Agée de 28 ans, Emilie (un prénom d’emprunt, la requérante ne souhaitant pas être identifiée), qui s’est engagée dans un long processus hormonal et chirurgical depuis plusieurs années, veut voir son identité féminine reconnue.
En janvier dernier, elle est entendue dans le cadre d’une procédure de changement d’état-civil par le tribunal de grande instance de Montpellier, qui le 24 mars dernier la déboute finalement de sa demande, selon un copie du jugement transmise à l’AFP, relayée par France3.
Si le TGI acte « la réalité de son syndrome transsexuel » et l’engagement dans le « processus de changement de sexe », via plusieurs opérations du visage, de la poitrine, de la pomme d’Adam, ainsi qu’une « féminisation de sa voix », il observe aussi qu’Emilie « ne souhaite pas s’engager dans une chirurgie de réattribution sexuelle ».
Aussi, faute de justifier une « impossibilité définitive de procréer dans son sexe d’origine », seule à même d’« entraîner le caractère irréversible de la transformation exigé par la jurisprudence », et malgré un certificat médical attestant le contraire, la requérante ne peut obtenir son changement d’état-civil, indique le jugement.
« C’est une décision rare car il est écrit noir sur blanc que la réassignation ne sera possible qu’après stérilisation », s’indigne son avocate Magaly Lhotel. « Mutiler une personne pour qu’elle obtienne des documents d’identité, c’est une aberration au XXIe siècle. » Etudiante, Emilie, ne peut pas travailler, faute d’avoir des papiers correspondant à son identité sexuelle. « Elle vit complètement renfermée. Elle ne sort plus de chez elle, car ses amis ne connaissent absolument pas son identité de genre », ajoute Me Lhotel.
« On est face à une discrimination des institutions judiciaires vis-à-vis des personnes trans », déplore également Sun Hee Yoon, de l’association commune « Trans et homo pour l’égalité », alors que « les demandes des juges sont différentes d’un tribunal à l’autre ». La France a une position « rétrograde » vis-à-vis des trans, affirme-t-elle. « On nous dit : on veut bien vous autoriser un changement d’état-civil, à condition que vous ne puissiez pas vous reproduire. »

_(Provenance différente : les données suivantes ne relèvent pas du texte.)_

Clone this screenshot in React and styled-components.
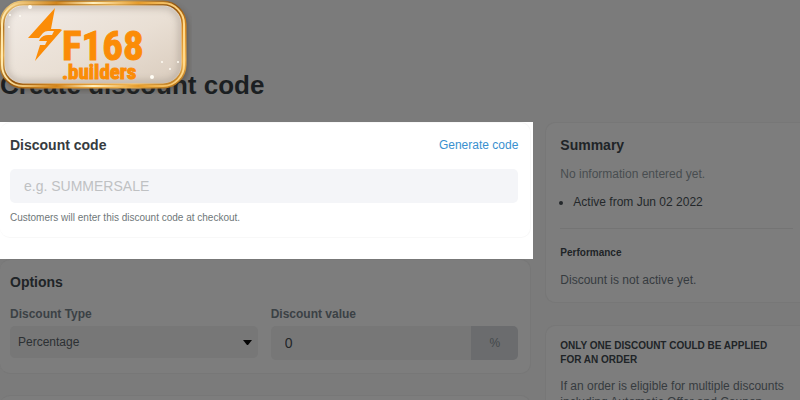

« Cela ramène à l’engagement de François Hollande pendant la campagne qui s’était engagé à faciliter le changement d’état civil des personnes transidentitaires. Nous arrivons à la fin du mandat et la question n’a toujours pas été traitée », souligne sur 20minutes Vincent Boileau-Autin, président de Fierté Montpellier Pride, qui en appelle également aux Chef de l’état. « Leur parcours est compliqué, difficile, moralement éprouvant. On se retrouve avec ce type de décision qui stigmatisent des personnes qui n’ont rien demandé à personne ».
La requérante a décidé de faire appel du jugement.